Figure 9: Effect of pH value on the molecular weight and dissolving time. (Polymerization conditions: photoinitiators concentration was 0.3%, monomers concentration was 30 wt.%, mass ratio of AM to DAC was 6 : 4, urea concentration was 0.4%, and irradiation time was 60 min.)
[figure omitted; refer to PDF]
3.7. Effect of the Mass Ratio of AM to DAC
Compared with PAM, CPAM has not only the adsorption bridging effect but also charge neutralization effect on sludge dewatering due to the adding of cationic monomers to PAM. As shown in Figure 10, both molecular weight and the dissolving time decreased all the time as the mass ratio of AM to DAC decreased from 8 : 2 to 3 : 7. Prior research showed that the reactivity ratios of AM and DAC were 2.2864 and 0.3835, respectively, indicating that the reactivity of AM was higher than that of DAC [25]. Thus, copolymer with higher molecular weight could be prepared readily with higher dosage of AM. When the amount of DAC increased, the time required to polymerization increased due to the low reactivity of DAC, resulting in the increased time at high temperature. High temperature led to the increase of chain transfer rate constant of acrylamide in solution. In addition, cationic groups such as quaternary ammonium groups existing in DAC had space hindered effect, which will hamper the diffusion of monomer to the polymer [38]. So the molecular weight of copolymer decreased with the DAC increased. Furthermore, the decrease of dissolving time of CPAM with the increase of DAC content can be explained as follows: DAC is a quaternary ammonium salt and its monomer and homopolymer could dissolve in water readily [46]. After DAC was synthesized with AM, the hydrophilicity of PAM could be greatly improved. When combined with the subsequent sludge dewatering experiment, the optimal mass ratio of AM to DAC was 6 : 4 in this study.

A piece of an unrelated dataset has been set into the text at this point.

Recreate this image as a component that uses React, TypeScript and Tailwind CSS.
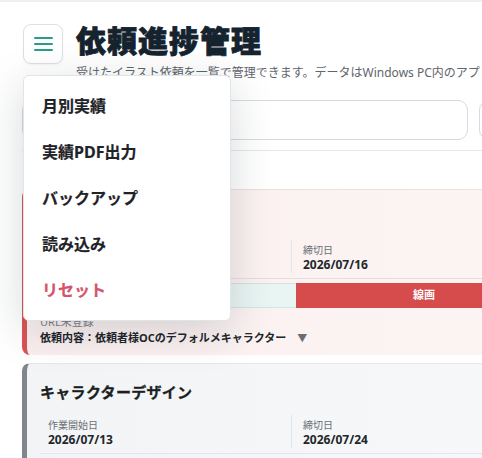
import React from "react";

const font = { fontFamily: '"Noto Sans", "Noto Sans CJK JP", sans-serif' };

function Field({ label, value, first }: { label: string; value: string; first?: boolean }) {
  return (
    <div className={first ? "pl-[8px] pt-[3px]" : "border-l border-[#e3e5e8] pl-[11px] pt-[3px]"}>
      <div className="text-[10px] leading-[14px] text-[#6b7075]">{label}</div>
      <div className="text-[12px] leading-[16px] font-bold text-[#22272c]">{value}</div>
    </div>
  );
}

export default function App() {
  const items = ["月別実績", "実績PDF出力", "バックアップ", "読み込み"];
  return (
    <div className="relative w-[482px] h-[458px] overflow-hidden bg-white" style={font}>
      <div className="h-[2px] bg-[#eef0f1]" />
      <div className="w-[820px] pl-[22px] pt-[22px]">
        <header className="flex items-start gap-[13px]">
          <div className="relative ml-[1px]">
            <button className="flex h-[40px] w-[40px] flex-col items-center justify-center gap-[4px] rounded-[8px] border border-[#dde1e4] bg-white shadow-[0_1px_2px_rgba(0,0,0,0.05)]">
              <span className="block h-[2px] w-[19px] rounded bg-[#2a9d86]" />
              <span className="block h-[2px] w-[19px] rounded bg-[#2a9d86]" />
              <span className="block h-[2px] w-[19px] rounded bg-[#2a9d86]" />
            </button>
            <div className="absolute left-0 top-[51px] z-50 w-[208px] rounded-[6px] border border-[#e2e5e8] bg-white py-[7px] shadow-[0_10px_44px_rgba(20,30,40,0.17)]">
              {items.map((t) => (
                <div key={t} className="flex h-[46px] items-center pl-[18px] text-[16px] font-bold text-[#1f2328] [-webkit-text-stroke:0.2px_#1f2328]">
                  {t}
                </div>
              ))}
              <div className="flex h-[46px] items-center pl-[18px] text-[16px] font-bold text-[#d4546c] [-webkit-text-stroke:0.2px_#d4546c]">リセット</div>
            </div>
          </div>
          <div className="-mt-[1px]">
            <h1 className="text-[30px] leading-[36px] font-black tracking-[1px] text-[#14232e] [-webkit-text-stroke:0.8px_#14232e]">依頼進捗管理</h1>
            <p className="mt-[5px] whitespace-nowrap text-[12px] leading-[18px] text-[#5f656b]">
              受けたイラスト依頼を一覧で管理できます。データはWindows PC内のアプリに保存されます。
            </p>
          </div>
        </header>

        <div className="mt-[18px] flex gap-[11px] border-b border-[#e5e8eb] pb-[10px]">
          <div className="h-[40px] w-[446px] rounded-[10px] border border-[#d6dbdf] bg-white" />
          <div className="h-[40px] w-[200px] rounded-[10px] border border-[#d6dbdf] bg-white" />
        </div>

        <div className="mt-[38px] flex flex-col gap-[8px]">
          <div className="rounded-[8px] border-t border-[#efdede] border-l-[5px] border-l-[#db5454] bg-gradient-to-r from-[#fbf0f0] to-[#fdf6f6] pl-[13px] pt-[16px] pb-[9px]">
            <div className="text-[15px] leading-[22px] font-bold text-[#1b1f23]">SD</div>
            <div className="mt-[12px] grid grid-cols-[251px_251px_251px] border-b border-[#eadcdc] pb-[5px]">
              <div className="h-[33px]" />
              <Field label="締切日" value="2026/07/16" />
              <div />
            </div>
            <div className="mt-[4px] flex h-[25px]">
              <div className="w-[256px] border-y border-[#cfe5e0] bg-[#e9f5f3]" />
              <div className="flex w-[256px] items-center justify-center bg-[#d64b4b] text-[11px] font-bold text-white">線画</div>
              <div className="w-[256px] bg-[#f3e6e6]" />
            </div>
            <div className="mt-[6px] text-[11px] leading-[16px] text-[#7b8085]">URL未登録</div>
            <div className="flex items-center text-[11px] leading-[16px] font-bold text-[#20252a]">
              依頼内容：依頼者様OCのデフォルメキャラクター
              <span className="ml-[11px] text-[10px] text-[#6a6f75]">▼</span>
            </div>
          </div>

          <div className="rounded-[8px] border-t border-[#e6e8ea] border-l-[5px] border-l-[#80868c] bg-gradient-to-r from-[#f3f4f5] to-[#f9fafb] pl-[13px] pt-[17px] pb-[30px]">
            <div className="text-[15px] leading-[22px] font-bold text-[#1b1f23] [-webkit-text-stroke:0.3px_#1b1f23] tracking-[0.3px]">キャラクターデザイン</div>
            <div className="mt-[12px] grid grid-cols-[251px_251px_251px] border-b border-[#e3e5e8] pb-[5px]">
              <Field first label="作業開始日" value="2026/07/13" />
              <Field label="締切日" value="2026/07/24" />
              <div />
            </div>
          </div>
        </div>
      </div>
    </div>
  );
}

Figure 10: Effect of mass ratio of AM to DAC on the molecular weight and dissolving time. (Polymerization conditions: photoinitiators concentration was 0.3%, monomers concentration was 30 wt.%, urea mass concentration was 0.4%, pH value was 5.0, and irradiation time was 60 min.)

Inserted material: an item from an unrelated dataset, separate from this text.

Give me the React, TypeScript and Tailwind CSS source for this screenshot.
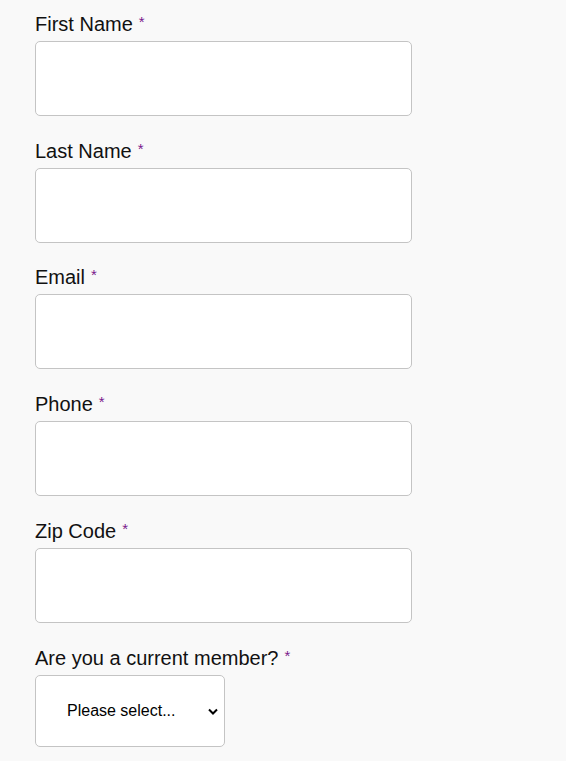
import React from "react";

const fields = ["First Name", "Last Name", "Email", "Phone", "Zip Code"];

function Label({ text }: { text: string }) {
  return (
    <label className="block text-[20px] leading-[23px] text-[#111] mb-[5px]">
      {text}
      <span className="relative -top-[4px] text-[15px] leading-none text-[#7b1a8c] ml-[6px]">*</span>
    </label>
  );
}

export default function App() {
  return (
    <div
      className="min-h-[761px] w-full bg-[#f9f9f9] pl-[35px] pt-[12.9px]"
      style={{ fontFamily: '"Liberation Sans", Arial, sans-serif' }}
    >
      {fields.map((f) => (
        <div key={f} className="mb-[23.75px]">
          <Label text={f} />
          <input
            type="text"
            className="block w-[377px] h-[75px] bg-white border border-[#c4c4c4] rounded-[5px] outline-none"
          />
        </div>
      ))}
      <div>
        <Label text="Are you a current member?" />
        <div className="relative w-[190px] h-[72px]">
          <select className="appearance-none w-full h-full bg-white border border-[#c4c4c4] rounded-[5px] pl-[31px] pr-[20px] text-[16px] text-black outline-none">
            <option>Please select...</option>
            <option>Yes</option>
            <option>No</option>
          </select>
          <svg
            className="absolute right-[7px] top-[33px] pointer-events-none"
            width="10"
            height="7"
            viewBox="0 0 10 7"
          >
            <path d="M1 1.5 L5 5.5 L9 1.5" fill="none" stroke="#000" strokeWidth="2" />
          </svg>
        </div>
      </div>
    </div>
  );
}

[figure omitted; refer to PDF]
3.8. Sludge Dewatering Performance
In order to evaluate the flocculation effect of the copolymer prepared by the photoinitiated polymerization on sludge dewatering, the moisture content of the filter cake and zeta potential was measured. Figure 11 showed the effects of photoinitiated P(AM-DAC) with same mass ratio (mAM : mDAC = 6 : 4) and different molecular weight (200, 400, 600 × 104 g· mol-1 ) and commercial PAM on filter cake moisture content with various dosages. It indicated that the filter cake moisture content decreased firstly with the increase of flocculant dosage and increased slowly when the flocculant dosage above 1.5 g· kg-1 sludge dry matter. The lower filter cake moisture content could be achieved using the synthesized copolymer; thus, the synthesized CPAMs were more effective than the commercial PAM in sludge dewatering. In addition, for synthesized CPAMs, the lower filter cake moisture content could be achieved with the higher molecular weight polymer under the same dosage of flocculant. It indicated that the polymer with higher molecular weight had better absorption and bridge effect.
Figure 11: Contrast of dewatering efficiencies of several synthesized CPAMs and commercial PAM on filter cake moisture content at different dosages. (The mass ratio of AM to DAC of the synthesized CPAMs was 6 : 4; molecular weights of the synthesized CPAMs were 200, 400, and 600 × 104 g· mol-1 , respectively; the various molecular weights of the copolymers were obtained by adding various dosages of the photoinitiator; the concentration of polymer solution was 0.1%.)
[figure omitted; refer to PDF]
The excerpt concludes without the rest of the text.